**Dataset excerpt**
────────

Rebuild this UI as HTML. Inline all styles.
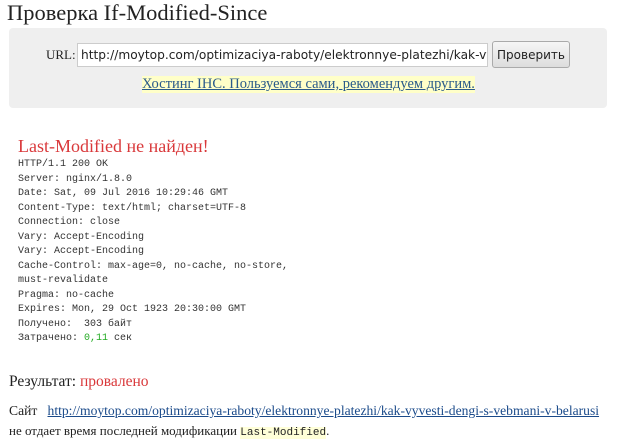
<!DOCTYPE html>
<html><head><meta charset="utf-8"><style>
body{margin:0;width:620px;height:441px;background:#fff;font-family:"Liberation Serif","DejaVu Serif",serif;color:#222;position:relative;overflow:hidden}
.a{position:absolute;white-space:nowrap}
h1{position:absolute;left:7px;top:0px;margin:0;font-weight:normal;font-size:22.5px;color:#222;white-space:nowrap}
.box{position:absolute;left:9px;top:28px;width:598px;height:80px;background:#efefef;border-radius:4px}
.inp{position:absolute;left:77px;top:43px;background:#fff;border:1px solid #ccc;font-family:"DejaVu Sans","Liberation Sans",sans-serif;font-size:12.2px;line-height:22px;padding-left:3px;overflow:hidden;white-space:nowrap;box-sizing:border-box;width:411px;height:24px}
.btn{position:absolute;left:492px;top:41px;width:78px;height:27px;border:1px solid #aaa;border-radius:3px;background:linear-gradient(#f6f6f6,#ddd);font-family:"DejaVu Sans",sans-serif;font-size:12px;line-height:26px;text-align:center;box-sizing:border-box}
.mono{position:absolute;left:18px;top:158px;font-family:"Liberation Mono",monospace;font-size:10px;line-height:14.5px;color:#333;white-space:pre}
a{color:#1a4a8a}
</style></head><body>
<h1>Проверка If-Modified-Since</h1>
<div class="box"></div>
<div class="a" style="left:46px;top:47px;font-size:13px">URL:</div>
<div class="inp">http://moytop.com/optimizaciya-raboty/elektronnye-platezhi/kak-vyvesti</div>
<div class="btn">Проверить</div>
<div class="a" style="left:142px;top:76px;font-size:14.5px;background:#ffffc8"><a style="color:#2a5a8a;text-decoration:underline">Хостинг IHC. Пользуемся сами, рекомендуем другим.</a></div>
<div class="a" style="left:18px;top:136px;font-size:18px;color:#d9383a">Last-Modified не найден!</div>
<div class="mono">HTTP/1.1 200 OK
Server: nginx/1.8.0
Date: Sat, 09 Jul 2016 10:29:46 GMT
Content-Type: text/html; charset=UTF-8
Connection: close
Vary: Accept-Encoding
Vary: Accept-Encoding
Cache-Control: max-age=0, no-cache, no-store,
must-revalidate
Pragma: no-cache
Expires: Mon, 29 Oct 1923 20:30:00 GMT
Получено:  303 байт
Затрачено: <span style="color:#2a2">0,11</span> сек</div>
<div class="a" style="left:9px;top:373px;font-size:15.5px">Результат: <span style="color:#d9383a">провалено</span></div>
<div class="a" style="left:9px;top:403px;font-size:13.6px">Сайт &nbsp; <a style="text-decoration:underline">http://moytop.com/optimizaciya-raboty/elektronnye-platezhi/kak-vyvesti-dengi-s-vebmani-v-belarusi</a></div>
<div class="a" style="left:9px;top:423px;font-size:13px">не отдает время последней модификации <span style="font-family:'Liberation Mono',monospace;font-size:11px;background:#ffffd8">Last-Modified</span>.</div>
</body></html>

────────

**Task**
Reproduce the full listing faithfully, but do not carry over any pictures.

**Reply to the exercise**
Rebuild this UI as HTML. Inline all styles.
<!DOCTYPE html>
<html><head><meta charset="utf-8"><style>
body{margin:0;width:620px;height:441px;background:#fff;font-family:"Liberation Serif","DejaVu Serif",serif;color:#222;position:relative;overflow:hidden}
.a{position:absolute;white-space:nowrap}
h1{position:absolute;left:7px;top:0px;margin:0;font-weight:normal;font-size:22.5px;color:#222;white-space:nowrap}
.box{position:absolute;left:9px;top:28px;width:598px;height:80px;background:#efefef;border-radius:4px}
.inp{position:absolute;left:77px;top:43px;background:#fff;border:1px solid #ccc;font-family:"DejaVu Sans","Liberation Sans",sans-serif;font-size:12.2px;line-height:22px;padding-left:3px;overflow:hidden;white-space:nowrap;box-sizing:border-box;width:411px;height:24px}
.btn{position:absolute;left:492px;top:41px;width:78px;height:27px;border:1px solid #aaa;border-radius:3px;background:linear-gradient(#f6f6f6,#ddd);font-family:"DejaVu Sans",sans-serif;font-size:12px;line-height:26px;text-align:center;box-sizing:border-box}
.mono{position:absolute;left:18px;top:158px;font-family:"Liberation Mono",monospace;font-size:10px;line-height:14.5px;color:#333;white-space:pre}
a{color:#1a4a8a}
</style></head><body>
<h1>Проверка If-Modified-Since</h1>
<div class="box"></div>
<div class="a" style="left:46px;top:47px;font-size:13px">URL:</div>
<div class="inp">http://moytop.com/optimizaciya-raboty/elektronnye-platezhi/kak-vyvesti</div>
<div class="btn">Проверить</div>
<div class="a" style="left:142px;top:76px;font-size:14.5px;background:#ffffc8"><a style="color:#2a5a8a;text-decoration:underline">Хостинг IHC. Пользуемся сами, рекомендуем другим.</a></div>
<div class="a" style="left:18px;top:136px;font-size:18px;color:#d9383a">Last-Modified не найден!</div>
<div class="mono">HTTP/1.1 200 OK
Server: nginx/1.8.0
Date: Sat, 09 Jul 2016 10:29:46 GMT
Content-Type: text/html; charset=UTF-8
Connection: close
Vary: Accept-Encoding
Vary: Accept-Encoding
Cache-Control: max-age=0, no-cache, no-store,
must-revalidate
Pragma: no-cache
Expires: Mon, 29 Oct 1923 20:30:00 GMT
Получено:  303 байт
Затрачено: <span style="color:#2a2">0,11</span> сек</div>
<div class="a" style="left:9px;top:373px;font-size:15.5px">Результат: <span style="color:#d9383a">провалено</span></div>
<div class="a" style="left:9px;top:403px;font-size:13.6px">Сайт &nbsp; <a style="text-decoration:underline">http://moytop.com/optimizaciya-raboty/elektronnye-platezhi/kak-vyvesti-dengi-s-vebmani-v-belarusi</a></div>
<div class="a" style="left:9px;top:423px;font-size:13px">не отдает время последней модификации <span style="font-family:'Liberation Mono',monospace;font-size:11px;background:#ffffd8">Last-Modified</span>.</div>
</body></html>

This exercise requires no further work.